Nursing homes are very busy places and the nursing staff is in high demand. As a result, the quality of care can slip, so it’s important that you keep an eye on your parents to make sure they’re being properly cared for in the nursing home. When caring for aging parents, you naturally become their personal "Patient Advocate"
You do not need to be a doctor or nurse to pick up telltale signs that something's amiss. Below is a list of what to look for every time you visit your parents at the nursing home. Share this with other family members, and if you are long-distance caregiving, share it with your parents’ friends or with a volunteer who will visit regularly and report back to you.

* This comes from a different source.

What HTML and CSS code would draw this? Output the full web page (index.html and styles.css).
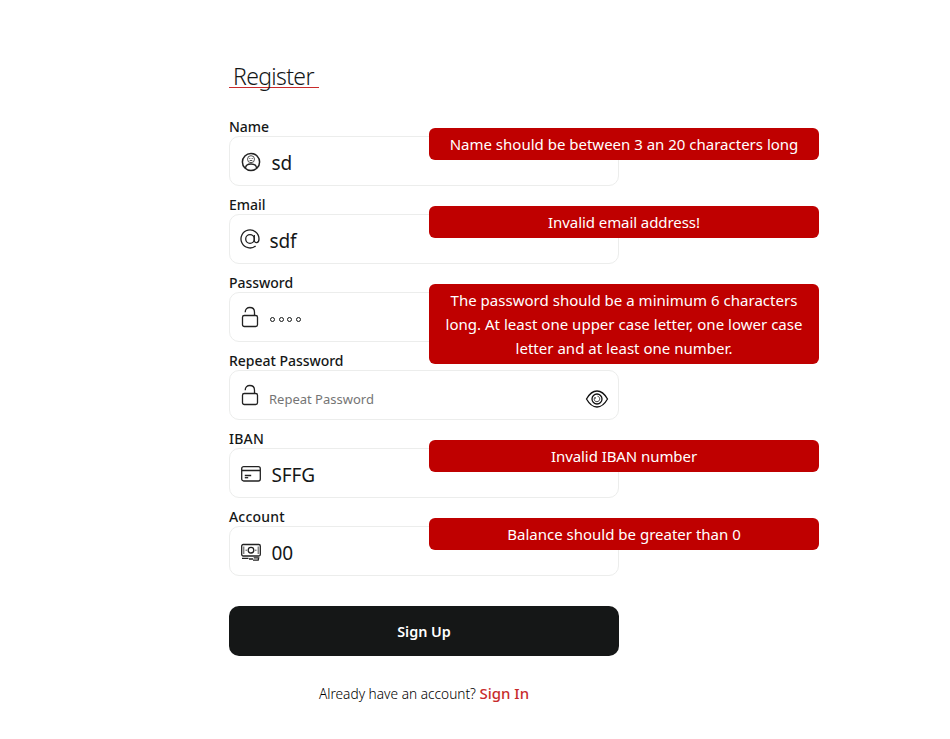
FILE: index.html
```html
<!DOCTYPE html>
<html lang="en">
<head>
<meta charset="utf-8">
<title>Register</title>
<link rel="stylesheet" href="styles.css">
</head>
<body>
<form class="form">
  <h1 class="title">Register</h1>
  <div class="field">
    <label class="label">Name</label>
    <div class="box">
      <svg class="icon user" width="20" height="20" viewBox="0 0 20 20"><circle class="ring" cx="10" cy="10" r="8.6"/><circle class="fine" cx="10" cy="7.200" r="3.500"/><path d="M4.500 16c.2-3 2.500-4 5.500-4s5.300 1 5.500 4"/><path class="fine" d="M8.300 6.500h1M10.700 6.500h1M8.700 8.500h2.600"/></svg>
      <span class="value">sd</span>
    </div>
    <div class="error">Name should be between 3 an 20 characters long</div>
  </div>
  <div class="field">
    <label class="label email">Email</label>
    <div class="box">
      <svg class="icon at" width="20" height="20" viewBox="0 0 20 20"><circle cx="10" cy="10" r="4.300"/><path d="M14.300 6v5.200c0 3.500 4.700 3.500 4.700-1.200a9 9 0 1 0-3.400 7"/></svg>
      <span class="value">sdf</span>
    </div>
    <div class="error short">Invalid email address!</div>
  </div>
  <div class="field">
    <label class="label">Password</label>
    <div class="box">
      <svg class="icon lock" width="20" height="22" viewBox="0 0 20 22"><rect x="2.500" y="9.500" width="15" height="11" rx="1.800"/><path d="M5.200 6.200C5.200 3.300 7.200 1.500 9.800 1.500s4.700 1.800 4.700 4.700v3.300"/></svg>
      <span class="dots"><i></i><i></i><i></i><i></i></span>
    </div>
    <div class="error long">The password should be a minimum 6 characters<br>long. At least one upper case letter, one lower case<br>letter and at least one number.</div>
  </div>
  <div class="field">
    <label class="label">Repeat Password</label>
    <div class="box">
      <svg class="icon lock" width="20" height="22" viewBox="0 0 20 22"><rect x="2.500" y="9.500" width="15" height="11" rx="1.800"/><path d="M5.200 6.200C5.200 3.300 7.200 1.500 9.800 1.500s4.700 1.800 4.700 4.700v3.300"/></svg>
      <span class="placeholder">Repeat Password</span>
      <svg class="eye" width="24" height="20" viewBox="0 0 24 20"><path d="M1.500 10Q6 2 12 2t10.500 8Q18 18 12 18T1.500 10z"/><circle cx="12" cy="10" r="5"/><path class="fine" d="M12.500 7.200c3.300.8 2.800 5.300-.5 5.500-3 0-3.500-3.200-1.800-4.500v1.600"/></svg>
    </div>
  </div>
  <div class="field">
    <label class="label iban">IBAN</label>
    <div class="box">
      <svg class="icon card" width="20" height="20" viewBox="0 0 20 20"><rect x=".7" y="2.700" width="18.600" height="14.300" rx="2"/><path d="M1 6.500h18M3.800 11.500h6.400"/><path d="M3.800 13.700h3.400"/></svg>
      <span class="value">SFFG</span>
    </div>
    <div class="error short">Invalid IBAN number</div>
  </div>
  <div class="field">
    <label class="label account">Account</label>
    <div class="box">
      <svg class="icon cash" width="20" height="20" viewBox="0 0 20 20"><rect x=".7" y="2.500" width="18.600" height="11.500" rx="1.500"/><path class="fine" d="M2.800 4.500v7.500M17.200 4.500v7.500M4.500 8.200H6M14 8.200h1.500"/><path d="M1 16.300h6.500M8 17h4M12 18.200h5.200l.5-2.400h-5"/><circle cx="10" cy="8.200" r="2.800"/></svg>
      <span class="value">00</span>
    </div>
    <div class="error">Balance should be greater than 0</div>
  </div>
  <button class="submit" type="button">Sign Up</button>
  <p class="footer"><span class="prompt">Already have an account?</span> <a class="signin">Sign In</a></p>
</form>
</body>
</html>
```
FILE: styles.css
```css
* { box-sizing: border-box; }
body {
  margin: 0;
  background: #fff;
  color: #151717;
  font-family: "Noto Sans", "Open Sans", sans-serif;
  font-size: 15px;
}
.form { width: 390px; margin: 60px 0 0 229px; display: flex; flex-direction: column; }
.title {
  align-self: flex-start;
  width: 90px;
  height: 28px;
  margin: 0 0 29px;
  padding-left: 4px;
  border-bottom: 1px solid #c82b2b;
  font-size: 23px;
  font-weight: 300;
  letter-spacing: -.65px;
  line-height: 32px;
  white-space: nowrap;
}
.field { position: relative; height: 69px; margin-bottom: 9px; }
.label { display: block; height: 19px; font-size: 14px; font-weight: 500; line-height: 20px; letter-spacing: -.03px; }
.account, .iban { letter-spacing: .2px; }
.box {
  display: flex;
  align-items: center;
  height: 50px;
  padding: 0 10px;
  border: 1px solid #ecedec;
  border-radius: 10px;
}
.icon { flex: none; fill: none; stroke: #222; stroke-width: 1.3; margin-right: 9px; }
.user, .card, .cash { margin-left: 1px; margin-right: 10.5px; margin-top: 2px; }
.ring { stroke-width: 1.5; }
.fine { stroke-width: .8; }
.at { margin-right: 9.5px; }
.value { font-size: 19px; font-weight: 400; line-height: 26px; padding-top: 4px; letter-spacing: -.1px; }
.placeholder { flex: 1; color: #757575; font-size: 13px; padding-top: 8px; line-height: 18px; }
.dots { display: flex; gap: 3.7px; padding-top: 5px; margin-left: 1px; }
.dots i { width: 5px; height: 5px; border: 1px solid #151717; border-radius: 50%; }
.eye { flex: none; fill: none; stroke: #111; stroke-width: 1.3; margin: 8px -1px 0 0; }
.error {
  position: absolute;
  z-index: 1;
  top: 11px;
  left: 200px;
  width: 390px;
  padding: 4px 0;
  border-radius: 6px;
  background: #bf0000;
  color: #fff;
  line-height: 24px;
  text-align: center;
  white-space: nowrap;
}
.short { letter-spacing: -.07px; }
.long { letter-spacing: .02px; }
.submit {
  height: 50px;
  margin-top: 21px;
  padding: 1px 0 0;
  border: 0;
  border-radius: 10px;
  background: #151717;
  color: #fff;
  font: 600 14.4px/49px "Noto Sans", sans-serif;
}
.footer { margin: 25px 0 0; font-size: 13.7px; line-height: 24px; text-align: center; white-space: nowrap; }
.prompt { font-weight: 300; color: #000; }
.signin { color: #c82b2b; font-size: 15px; font-weight: 500; }
```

- Look for bed or pressure sores by checking for any redness or bruises on the skin, especially near bony areas, such as the tailbone, heels and elbows. You can do this while you give your parents a massage or place lotion on their skin.

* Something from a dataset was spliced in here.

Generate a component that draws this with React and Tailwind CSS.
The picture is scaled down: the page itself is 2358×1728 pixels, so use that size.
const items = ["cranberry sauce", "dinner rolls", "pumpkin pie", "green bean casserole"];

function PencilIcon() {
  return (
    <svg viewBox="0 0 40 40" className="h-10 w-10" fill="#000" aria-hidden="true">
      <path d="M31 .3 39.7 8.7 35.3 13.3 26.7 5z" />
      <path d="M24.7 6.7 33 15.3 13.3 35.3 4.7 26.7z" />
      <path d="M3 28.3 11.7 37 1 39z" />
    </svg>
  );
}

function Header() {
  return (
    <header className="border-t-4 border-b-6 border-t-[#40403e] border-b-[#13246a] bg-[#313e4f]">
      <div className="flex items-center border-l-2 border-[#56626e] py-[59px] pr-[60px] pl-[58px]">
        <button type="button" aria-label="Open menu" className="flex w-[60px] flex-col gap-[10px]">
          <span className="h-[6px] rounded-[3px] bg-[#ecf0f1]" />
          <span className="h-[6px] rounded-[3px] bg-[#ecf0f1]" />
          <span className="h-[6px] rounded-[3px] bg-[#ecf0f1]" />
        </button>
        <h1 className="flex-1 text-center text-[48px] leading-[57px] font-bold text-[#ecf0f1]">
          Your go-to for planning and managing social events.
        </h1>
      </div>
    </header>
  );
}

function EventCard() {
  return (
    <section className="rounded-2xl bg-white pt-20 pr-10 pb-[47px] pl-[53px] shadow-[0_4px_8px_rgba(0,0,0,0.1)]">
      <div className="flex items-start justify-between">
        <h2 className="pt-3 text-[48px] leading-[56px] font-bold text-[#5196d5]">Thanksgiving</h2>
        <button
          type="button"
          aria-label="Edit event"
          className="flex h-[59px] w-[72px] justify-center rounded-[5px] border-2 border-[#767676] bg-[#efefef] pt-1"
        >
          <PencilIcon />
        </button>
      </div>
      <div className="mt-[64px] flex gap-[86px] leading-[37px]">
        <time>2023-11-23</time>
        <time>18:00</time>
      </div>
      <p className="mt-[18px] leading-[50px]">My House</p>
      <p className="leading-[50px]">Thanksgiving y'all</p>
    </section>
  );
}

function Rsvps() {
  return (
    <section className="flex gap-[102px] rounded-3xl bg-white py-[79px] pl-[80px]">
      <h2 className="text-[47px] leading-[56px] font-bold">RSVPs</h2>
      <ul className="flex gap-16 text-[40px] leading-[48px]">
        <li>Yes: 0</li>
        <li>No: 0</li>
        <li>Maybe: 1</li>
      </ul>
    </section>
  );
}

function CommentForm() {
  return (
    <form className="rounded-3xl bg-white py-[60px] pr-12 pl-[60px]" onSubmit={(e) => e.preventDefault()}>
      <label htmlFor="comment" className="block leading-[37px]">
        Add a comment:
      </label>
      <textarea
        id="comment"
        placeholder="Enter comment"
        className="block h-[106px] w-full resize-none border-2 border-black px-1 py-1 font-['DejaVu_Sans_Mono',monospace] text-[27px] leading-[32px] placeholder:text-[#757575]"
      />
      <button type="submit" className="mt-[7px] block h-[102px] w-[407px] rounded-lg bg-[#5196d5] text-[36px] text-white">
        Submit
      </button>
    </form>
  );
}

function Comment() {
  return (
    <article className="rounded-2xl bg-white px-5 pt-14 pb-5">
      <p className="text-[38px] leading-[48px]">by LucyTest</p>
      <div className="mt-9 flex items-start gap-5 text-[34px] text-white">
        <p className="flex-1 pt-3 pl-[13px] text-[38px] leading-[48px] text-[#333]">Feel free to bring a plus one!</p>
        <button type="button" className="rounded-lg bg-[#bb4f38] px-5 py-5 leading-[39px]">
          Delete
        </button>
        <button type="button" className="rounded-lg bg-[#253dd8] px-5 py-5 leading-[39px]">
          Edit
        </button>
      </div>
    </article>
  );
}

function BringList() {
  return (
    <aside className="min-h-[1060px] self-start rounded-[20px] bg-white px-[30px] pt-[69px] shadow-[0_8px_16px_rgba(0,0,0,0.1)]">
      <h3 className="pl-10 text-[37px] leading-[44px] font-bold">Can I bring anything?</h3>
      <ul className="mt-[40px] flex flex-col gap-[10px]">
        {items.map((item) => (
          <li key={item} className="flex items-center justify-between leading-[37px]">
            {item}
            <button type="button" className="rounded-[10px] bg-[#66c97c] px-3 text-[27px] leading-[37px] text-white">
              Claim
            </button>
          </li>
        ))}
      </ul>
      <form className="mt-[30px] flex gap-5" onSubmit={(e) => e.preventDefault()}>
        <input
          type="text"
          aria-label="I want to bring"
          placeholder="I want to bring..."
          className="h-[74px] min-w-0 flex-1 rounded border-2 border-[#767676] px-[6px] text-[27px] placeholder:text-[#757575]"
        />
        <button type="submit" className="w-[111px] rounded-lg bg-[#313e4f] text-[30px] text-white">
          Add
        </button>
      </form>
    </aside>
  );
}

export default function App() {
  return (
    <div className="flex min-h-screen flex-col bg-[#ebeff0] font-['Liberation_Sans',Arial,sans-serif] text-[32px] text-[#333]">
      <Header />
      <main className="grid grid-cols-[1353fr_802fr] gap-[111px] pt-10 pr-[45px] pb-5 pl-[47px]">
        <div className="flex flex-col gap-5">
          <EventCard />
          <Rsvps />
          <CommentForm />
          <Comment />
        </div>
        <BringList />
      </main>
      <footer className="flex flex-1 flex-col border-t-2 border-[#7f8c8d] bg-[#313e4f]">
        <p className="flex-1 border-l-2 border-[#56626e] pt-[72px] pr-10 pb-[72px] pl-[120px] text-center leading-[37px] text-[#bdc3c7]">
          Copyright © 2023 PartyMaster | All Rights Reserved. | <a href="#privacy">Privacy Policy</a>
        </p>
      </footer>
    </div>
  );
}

- Look for malnutrition and dehydration by checking for weight loss, changes in appetite, sores in her mouth, problems with dentures or chewing, or extreme thirst. Make sure there's always fresh water at your parent’s bedside.
- Look for potentially serious infections and problems in walking by checking for any ingrown toenails, infections, bunions or uncut nails on your parent’s feet. These could be signs of poor care, which can be particularly alarming if your parent is diabetic.
- Check for poorly kept hair or beard, clothing that is not clean or pressed, body odor, wet adult briefs, or unclean sheets. These are signs of poor care and can lead to pressure sores, infections and depression.
- Check out how long it takes for call bells to be answered, and note if aides frequently tell you: "We're short-staffed today." Are meal trays served late? Is there rarely fresh water in the room? These are signs of lack of staff, which can lead to poor care.
- Check to see if your parent's clothes or belongings are missing.
- Check for high staff turnover. Does it seem like every time you turn around there's a new director of nursing or head nurse, or your parent has a different nurse aide from one week to the next? Does staff morale seem pretty low? It won't take long for high staff turnover rates to result in poor care.
All long-term care facilities have an ombudsman, whose job is to help solve problems among residents, their families and staff in long-term care facilities. Most ombudsmen are employed by Area Agencies on Aging; their name and phone number should be posted on a bulletin board in the lobby of the nursing home. You also can call the Eldercare Locator at 1.800.677.1116 for a nationwide listing. If you think there is a problem, report your concerns to the ombudsman immediately.
Research has shown that long-term care residents who are visited regularly by family and friends fare better in nursing homes. So, always stop by and let a staff member know you were there and give them an update on your parents. And take a minute to let them know how much you appreciate their help.
The bottom line
- Nursing homes are very busy places and the nursing staff is in high demand. As a result, the quality of care can slip, so it’s important that you keep an eye on your parents to make sure that they’re being properly cared for.
- There are a number of tell-tale signs that your parent is not being properly cared for in a nursing home facility. You need to visit often and look for bed sores, signs of malnutrition or bad hygiene, staffing levels and more.
- If you have concerns about your loved one in long-term care, contact the facility’s ombudsman, whose job it is to ensure that those in the nursing home facility are receiving proper care.